What you will do >>
In this exercise, return the whole listing exactly, excluding any images.

Raw data >>
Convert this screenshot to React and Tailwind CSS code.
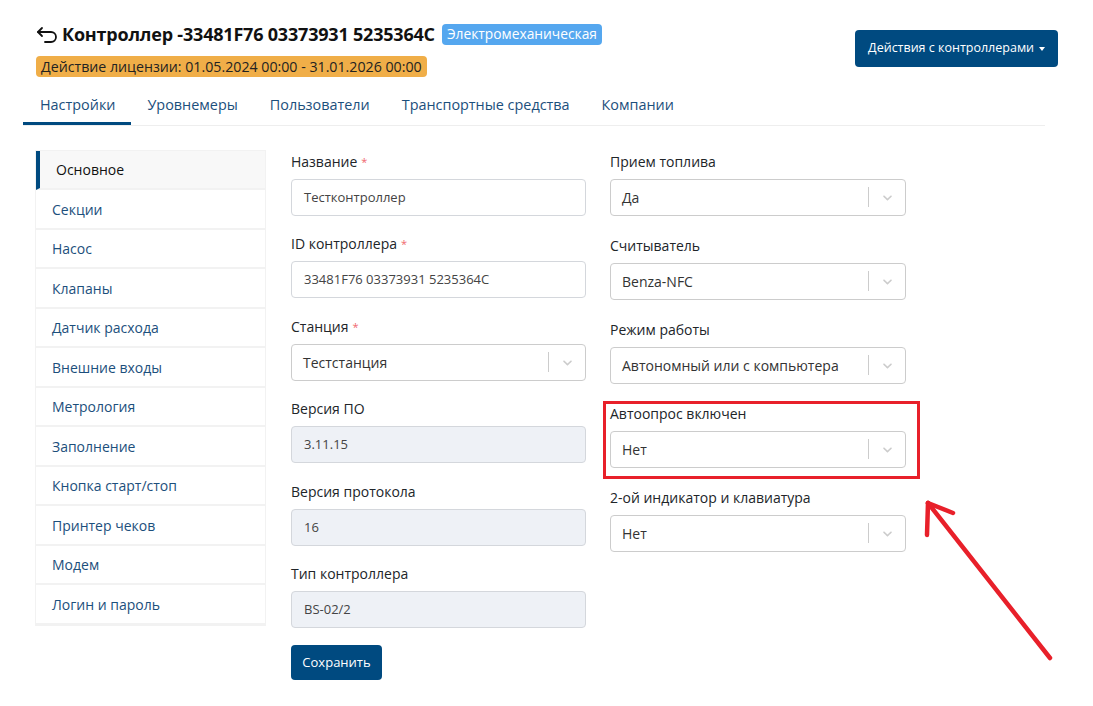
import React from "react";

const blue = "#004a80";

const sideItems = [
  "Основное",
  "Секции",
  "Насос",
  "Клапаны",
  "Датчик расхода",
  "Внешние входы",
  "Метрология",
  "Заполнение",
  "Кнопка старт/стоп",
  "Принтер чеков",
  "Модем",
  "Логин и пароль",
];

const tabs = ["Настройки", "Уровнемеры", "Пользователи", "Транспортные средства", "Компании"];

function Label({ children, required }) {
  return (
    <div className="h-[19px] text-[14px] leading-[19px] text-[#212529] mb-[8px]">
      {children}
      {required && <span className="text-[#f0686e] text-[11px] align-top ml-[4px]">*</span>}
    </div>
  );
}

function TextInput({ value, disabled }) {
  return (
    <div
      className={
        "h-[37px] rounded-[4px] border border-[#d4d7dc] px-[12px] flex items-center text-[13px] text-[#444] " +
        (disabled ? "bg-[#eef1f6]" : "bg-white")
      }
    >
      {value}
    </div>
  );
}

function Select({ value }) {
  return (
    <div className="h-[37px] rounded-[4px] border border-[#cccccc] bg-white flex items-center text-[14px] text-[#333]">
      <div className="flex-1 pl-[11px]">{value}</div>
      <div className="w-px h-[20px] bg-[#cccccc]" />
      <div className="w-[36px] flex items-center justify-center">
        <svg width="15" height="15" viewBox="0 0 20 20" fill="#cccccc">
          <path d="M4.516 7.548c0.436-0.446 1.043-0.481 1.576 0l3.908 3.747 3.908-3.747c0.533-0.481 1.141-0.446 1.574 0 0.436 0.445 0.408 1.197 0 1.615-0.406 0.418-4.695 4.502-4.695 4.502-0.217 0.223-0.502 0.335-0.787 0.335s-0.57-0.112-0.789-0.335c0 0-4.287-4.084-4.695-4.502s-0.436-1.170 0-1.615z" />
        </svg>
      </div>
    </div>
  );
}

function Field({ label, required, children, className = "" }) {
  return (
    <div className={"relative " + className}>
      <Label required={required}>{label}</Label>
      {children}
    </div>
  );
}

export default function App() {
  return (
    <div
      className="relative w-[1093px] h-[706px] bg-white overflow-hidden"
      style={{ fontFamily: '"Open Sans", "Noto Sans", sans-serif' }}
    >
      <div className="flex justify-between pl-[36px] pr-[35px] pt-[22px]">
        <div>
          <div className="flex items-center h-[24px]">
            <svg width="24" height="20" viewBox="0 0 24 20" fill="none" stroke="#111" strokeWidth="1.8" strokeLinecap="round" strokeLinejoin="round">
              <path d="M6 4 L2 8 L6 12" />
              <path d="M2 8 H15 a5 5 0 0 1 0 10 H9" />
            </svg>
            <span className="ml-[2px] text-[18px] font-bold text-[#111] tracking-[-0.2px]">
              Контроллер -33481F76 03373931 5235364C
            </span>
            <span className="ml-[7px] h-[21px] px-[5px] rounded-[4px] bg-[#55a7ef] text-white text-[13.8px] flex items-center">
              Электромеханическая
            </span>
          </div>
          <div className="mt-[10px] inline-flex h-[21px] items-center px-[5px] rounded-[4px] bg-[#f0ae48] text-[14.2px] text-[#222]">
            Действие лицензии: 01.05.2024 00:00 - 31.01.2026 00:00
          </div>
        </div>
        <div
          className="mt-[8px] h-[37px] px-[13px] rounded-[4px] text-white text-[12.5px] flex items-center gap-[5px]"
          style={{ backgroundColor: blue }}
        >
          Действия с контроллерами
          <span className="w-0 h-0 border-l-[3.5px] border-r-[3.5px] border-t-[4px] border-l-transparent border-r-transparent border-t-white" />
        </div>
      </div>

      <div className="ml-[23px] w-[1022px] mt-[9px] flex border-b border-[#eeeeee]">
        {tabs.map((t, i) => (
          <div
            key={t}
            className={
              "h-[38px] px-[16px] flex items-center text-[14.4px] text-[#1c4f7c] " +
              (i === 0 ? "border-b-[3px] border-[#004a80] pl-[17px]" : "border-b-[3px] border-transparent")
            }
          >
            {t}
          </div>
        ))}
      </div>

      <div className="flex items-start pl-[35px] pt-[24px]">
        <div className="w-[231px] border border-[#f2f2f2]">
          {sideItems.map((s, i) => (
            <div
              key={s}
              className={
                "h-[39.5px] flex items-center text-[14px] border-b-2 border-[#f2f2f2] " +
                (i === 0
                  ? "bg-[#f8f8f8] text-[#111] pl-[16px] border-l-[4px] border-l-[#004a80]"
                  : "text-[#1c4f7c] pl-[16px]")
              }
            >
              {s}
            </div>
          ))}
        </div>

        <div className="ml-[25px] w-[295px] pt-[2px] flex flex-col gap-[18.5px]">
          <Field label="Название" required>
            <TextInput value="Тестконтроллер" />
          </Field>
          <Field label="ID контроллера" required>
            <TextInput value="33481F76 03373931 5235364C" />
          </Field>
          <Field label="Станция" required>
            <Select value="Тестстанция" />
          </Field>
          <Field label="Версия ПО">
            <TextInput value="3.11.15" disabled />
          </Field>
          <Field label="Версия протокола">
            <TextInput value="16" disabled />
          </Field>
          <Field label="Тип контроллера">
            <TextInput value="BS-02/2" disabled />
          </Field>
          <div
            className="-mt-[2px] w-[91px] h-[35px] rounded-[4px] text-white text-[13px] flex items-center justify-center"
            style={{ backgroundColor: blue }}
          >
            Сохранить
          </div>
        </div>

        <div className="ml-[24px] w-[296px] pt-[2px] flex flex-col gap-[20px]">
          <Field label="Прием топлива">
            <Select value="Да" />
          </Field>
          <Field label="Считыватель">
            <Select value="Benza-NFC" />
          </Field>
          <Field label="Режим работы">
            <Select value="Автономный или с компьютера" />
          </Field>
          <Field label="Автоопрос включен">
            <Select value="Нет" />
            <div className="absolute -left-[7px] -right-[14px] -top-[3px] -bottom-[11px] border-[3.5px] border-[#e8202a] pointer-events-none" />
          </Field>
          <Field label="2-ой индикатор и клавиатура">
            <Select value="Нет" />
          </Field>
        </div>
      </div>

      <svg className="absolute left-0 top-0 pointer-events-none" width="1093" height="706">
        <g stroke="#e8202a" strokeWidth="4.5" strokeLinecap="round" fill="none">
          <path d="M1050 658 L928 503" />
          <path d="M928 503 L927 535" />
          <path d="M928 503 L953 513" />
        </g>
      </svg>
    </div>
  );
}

Reply to the task >>
Convert this screenshot to React and Tailwind CSS code.
import React from "react";

const blue = "#004a80";

const sideItems = [
  "Основное",
  "Секции",
  "Насос",
  "Клапаны",
  "Датчик расхода",
  "Внешние входы",
  "Метрология",
  "Заполнение",
  "Кнопка старт/стоп",
  "Принтер чеков",
  "Модем",
  "Логин и пароль",
];

const tabs = ["Настройки", "Уровнемеры", "Пользователи", "Транспортные средства", "Компании"];

function Label({ children, required }) {
  return (
    <div className="h-[19px] text-[14px] leading-[19px] text-[#212529] mb-[8px]">
      {children}
      {required && <span className="text-[#f0686e] text-[11px] align-top ml-[4px]">*</span>}
    </div>
  );
}

function TextInput({ value, disabled }) {
  return (
    <div
      className={
        "h-[37px] rounded-[4px] border border-[#d4d7dc] px-[12px] flex items-center text-[13px] text-[#444] " +
        (disabled ? "bg-[#eef1f6]" : "bg-white")
      }
    >
      {value}
    </div>
  );
}

function Select({ value }) {
  return (
    <div className="h-[37px] rounded-[4px] border border-[#cccccc] bg-white flex items-center text-[14px] text-[#333]">
      <div className="flex-1 pl-[11px]">{value}</div>
      <div className="w-px h-[20px] bg-[#cccccc]" />
      <div className="w-[36px] flex items-center justify-center">
        <svg width="15" height="15" viewBox="0 0 20 20" fill="#cccccc">
          <path d="M4.516 7.548c0.436-0.446 1.043-0.481 1.576 0l3.908 3.747 3.908-3.747c0.533-0.481 1.141-0.446 1.574 0 0.436 0.445 0.408 1.197 0 1.615-0.406 0.418-4.695 4.502-4.695 4.502-0.217 0.223-0.502 0.335-0.787 0.335s-0.57-0.112-0.789-0.335c0 0-4.287-4.084-4.695-4.502s-0.436-1.170 0-1.615z" />
        </svg>
      </div>
    </div>
  );
}

function Field({ label, required, children, className = "" }) {
  return (
    <div className={"relative " + className}>
      <Label required={required}>{label}</Label>
      {children}
    </div>
  );
}

export default function App() {
  return (
    <div
      className="relative w-[1093px] h-[706px] bg-white overflow-hidden"
      style={{ fontFamily: '"Open Sans", "Noto Sans", sans-serif' }}
    >
      <div className="flex justify-between pl-[36px] pr-[35px] pt-[22px]">
        <div>
          <div className="flex items-center h-[24px]">
            <svg width="24" height="20" viewBox="0 0 24 20" fill="none" stroke="#111" strokeWidth="1.8" strokeLinecap="round" strokeLinejoin="round">
              <path d="M6 4 L2 8 L6 12" />
              <path d="M2 8 H15 a5 5 0 0 1 0 10 H9" />
            </svg>
            <span className="ml-[2px] text-[18px] font-bold text-[#111] tracking-[-0.2px]">
              Контроллер -33481F76 03373931 5235364C
            </span>
            <span className="ml-[7px] h-[21px] px-[5px] rounded-[4px] bg-[#55a7ef] text-white text-[13.8px] flex items-center">
              Электромеханическая
            </span>
          </div>
          <div className="mt-[10px] inline-flex h-[21px] items-center px-[5px] rounded-[4px] bg-[#f0ae48] text-[14.2px] text-[#222]">
            Действие лицензии: 01.05.2024 00:00 - 31.01.2026 00:00
          </div>
        </div>
        <div
          className="mt-[8px] h-[37px] px-[13px] rounded-[4px] text-white text-[12.5px] flex items-center gap-[5px]"
          style={{ backgroundColor: blue }}
        >
          Действия с контроллерами
          <span className="w-0 h-0 border-l-[3.5px] border-r-[3.5px] border-t-[4px] border-l-transparent border-r-transparent border-t-white" />
        </div>
      </div>

      <div className="ml-[23px] w-[1022px] mt-[9px] flex border-b border-[#eeeeee]">
        {tabs.map((t, i) => (
          <div
            key={t}
            className={
              "h-[38px] px-[16px] flex items-center text-[14.4px] text-[#1c4f7c] " +
              (i === 0 ? "border-b-[3px] border-[#004a80] pl-[17px]" : "border-b-[3px] border-transparent")
            }
          >
            {t}
          </div>
        ))}
      </div>

      <div className="flex items-start pl-[35px] pt-[24px]">
        <div className="w-[231px] border border-[#f2f2f2]">
          {sideItems.map((s, i) => (
            <div
              key={s}
              className={
                "h-[39.5px] flex items-center text-[14px] border-b-2 border-[#f2f2f2] " +
                (i === 0
                  ? "bg-[#f8f8f8] text-[#111] pl-[16px] border-l-[4px] border-l-[#004a80]"
                  : "text-[#1c4f7c] pl-[16px]")
              }
            >
              {s}
            </div>
          ))}
        </div>

        <div className="ml-[25px] w-[295px] pt-[2px] flex flex-col gap-[18.5px]">
          <Field label="Название" required>
            <TextInput value="Тестконтроллер" />
          </Field>
          <Field label="ID контроллера" required>
            <TextInput value="33481F76 03373931 5235364C" />
          </Field>
          <Field label="Станция" required>
            <Select value="Тестстанция" />
          </Field>
          <Field label="Версия ПО">
            <TextInput value="3.11.15" disabled />
          </Field>
          <Field label="Версия протокола">
            <TextInput value="16" disabled />
          </Field>
          <Field label="Тип контроллера">
            <TextInput value="BS-02/2" disabled />
          </Field>
          <div
            className="-mt-[2px] w-[91px] h-[35px] rounded-[4px] text-white text-[13px] flex items-center justify-center"
            style={{ backgroundColor: blue }}
          >
            Сохранить
          </div>
        </div>

        <div className="ml-[24px] w-[296px] pt-[2px] flex flex-col gap-[20px]">
          <Field label="Прием топлива">
            <Select value="Да" />
          </Field>
          <Field label="Считыватель">
            <Select value="Benza-NFC" />
          </Field>
          <Field label="Режим работы">
            <Select value="Автономный или с компьютера" />
          </Field>
          <Field label="Автоопрос включен">
            <Select value="Нет" />
            <div className="absolute -left-[7px] -right-[14px] -top-[3px] -bottom-[11px] border-[3.5px] border-[#e8202a] pointer-events-none" />
          </Field>
          <Field label="2-ой индикатор и клавиатура">
            <Select value="Нет" />
          </Field>
        </div>
      </div>

      <svg className="absolute left-0 top-0 pointer-events-none" width="1093" height="706">
        <g stroke="#e8202a" strokeWidth="4.5" strokeLinecap="round" fill="none">
          <path d="M1050 658 L928 503" />
          <path d="M928 503 L927 535" />
          <path d="M928 503 L953 513" />
        </g>
      </svg>
    </div>
  );
}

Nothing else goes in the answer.